Family cattle operations are vanishing at the rate of 1,000 per month.
Over 40% of these family cattle operations have evaporated since 1980.
The percentage of the food dollar received by ranchers has dropped over 25% since 1970.
Some of these are direct quotes from articles that are linked below.
30 billion dollars of taxpayers money every year are given in cash subsidies to farmers and owners of farmland each year.
This is required?
Of course not!
Farm subsidies were ended in New Zealand in the appropriate year of 1984 and the effects on New Zealand agriculture have been overwhelmingly positive.
Of the $200 billion spent to subsidize U.S.
commodity crops from 1995 to 2010, two-thirds went to animal feed crops, tobacco and cotton.
Mmm, don't you just love subsidizing tobacco and then having to pay for Obamacare?
$50 billion went to human food crops, including wheat, peanuts, rice, oilseeds, and other crops that become sweeteners.
12 billion went to crops that were turned into ethanol and that's a big problem as well.
Farmers who grow fruits, vegetables and tree nuts, stuff that's actually quite good for you on the other hand, get no regular direct subsidies.
Yes, that's right!
The government tells you to eat fruits and nuts and vegetables while subsidizing everything that is not in those categories.

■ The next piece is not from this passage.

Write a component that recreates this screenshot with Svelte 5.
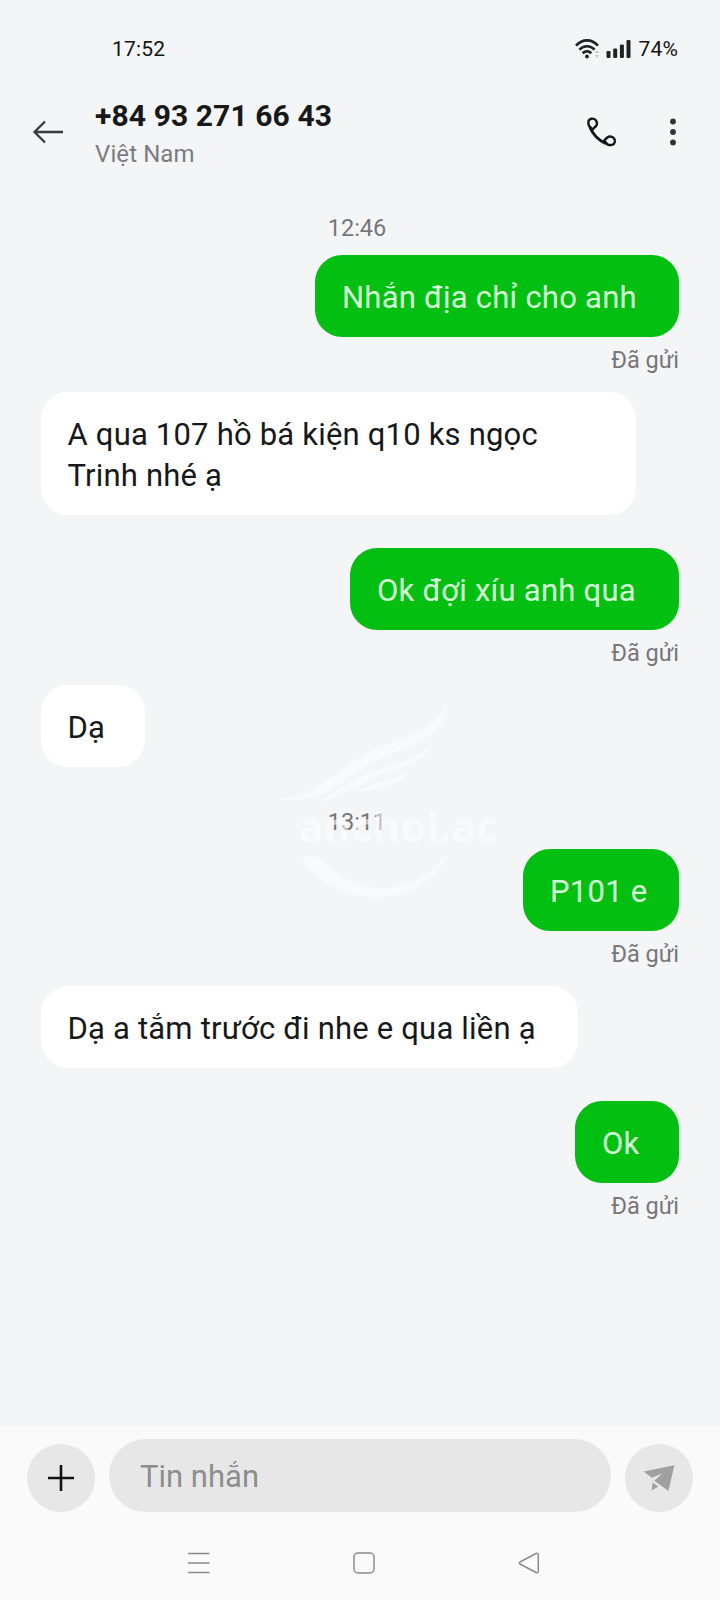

But there are some small programs that aid apple farmers and so on.
If you grow fruits and veggies for market on your lands, you're automatically disqualified for direct subsidy payments.
Well, you wouldn't want any of that stuff.
I mean, that's the market and fruits and veggies.
Terrifying and terrible.
Subsidies affect only a few human foods.
Peanut butter, rice and bread are indirectly subsidized, as is high-fructose corn syrup.
And that is a huge problem.
So again, we see massive amounts of government intervention, jiggering and manipulating of the market, the aggregation of power in very large agricultural concerns, the death of smaller farmers who are probably having less of an environmental impact, and the general ill health of a government that attempts to promote good health in eating while subsidizing all the foods.
That are pretty much like vampires on your jugular.
So, again, are we going to solve this by the government adding more power, more harassment, and fining people who water their lawns?
Of course not.
All it is is a giant cover-up for all the colossal intergalactic clusterfracts that have resulted in the current disastrous situation, not only in the California desert, but in your own veins and arteries.